The notary plays a central role in Italy, but the notary is not your personal advocate. That distinction matters. The buyer needs independent legal counsel focused only on the buyer’s interests, especially where contract revisions, due diligence findings, inheritance issues, title defects, or post-closing exposure are on the table.

If you cannot be present in Italy, a power of attorney may allow the transaction to move forward. But that document must be prepared and legalized correctly, and it should be used with care. Handing broad authority to the wrong person, or signing a power you do not fully understand, creates a different category of risk.

A firm such as Avvocati.Us can be especially valuable when the purchase has cross-border elements, because the questions are rarely limited to one legal system. The purchase contract, source of funds, ownership structure, succession planning, and future dispute risk often intersect.

When to Pause the Deal

Not every problem kills a purchase. Some issues can be corrected before closing, some justify a price reduction, and some should end the discussion. The hard part is knowing which is which.

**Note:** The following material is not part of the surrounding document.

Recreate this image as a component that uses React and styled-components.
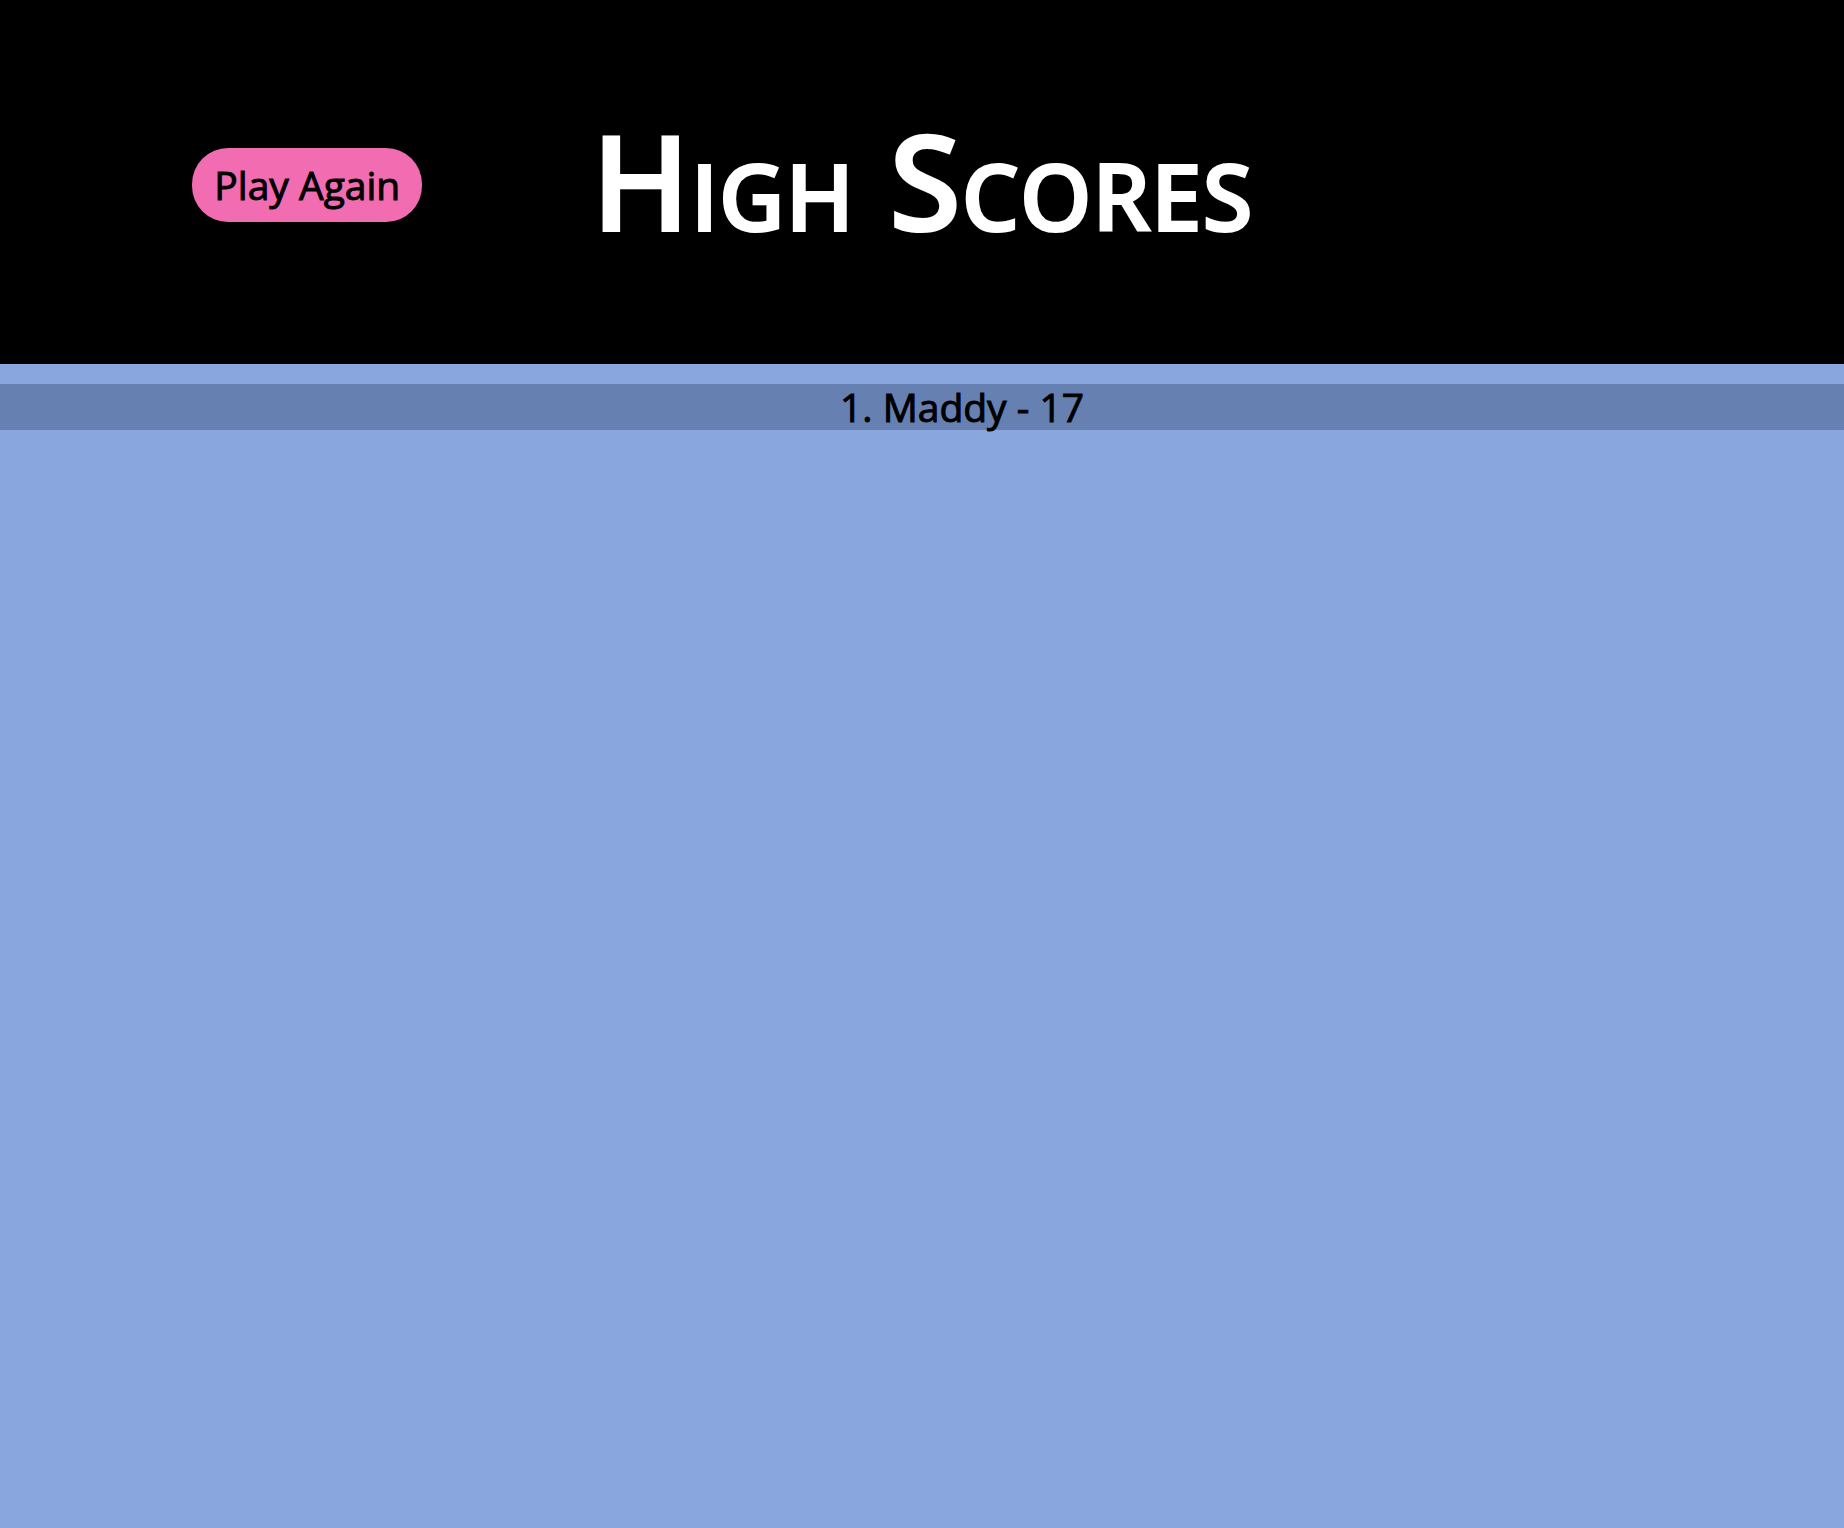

You should pause when the seller cannot clearly prove ownership, when records do not match the property, when illegal works are dismissed as normal, when key documents are delayed without explanation, or when pressure is applied to sign first and review later. You should also pause if the transaction is structured in a way that seems designed to minimize transparency around price, taxes, occupancy, or title history.

A smart buyer is not the fastest buyer. A smart buyer is the one who gets clear answers before the deposit becomes leverage against them.

Buying property in Italy can be an excellent decision, whether you want a family home, an investment, or a long-term connection to the country. But confidence should come from legal clarity, not optimism. The right advice does more than explain the process – it protects your position before the process becomes expensive to reverse.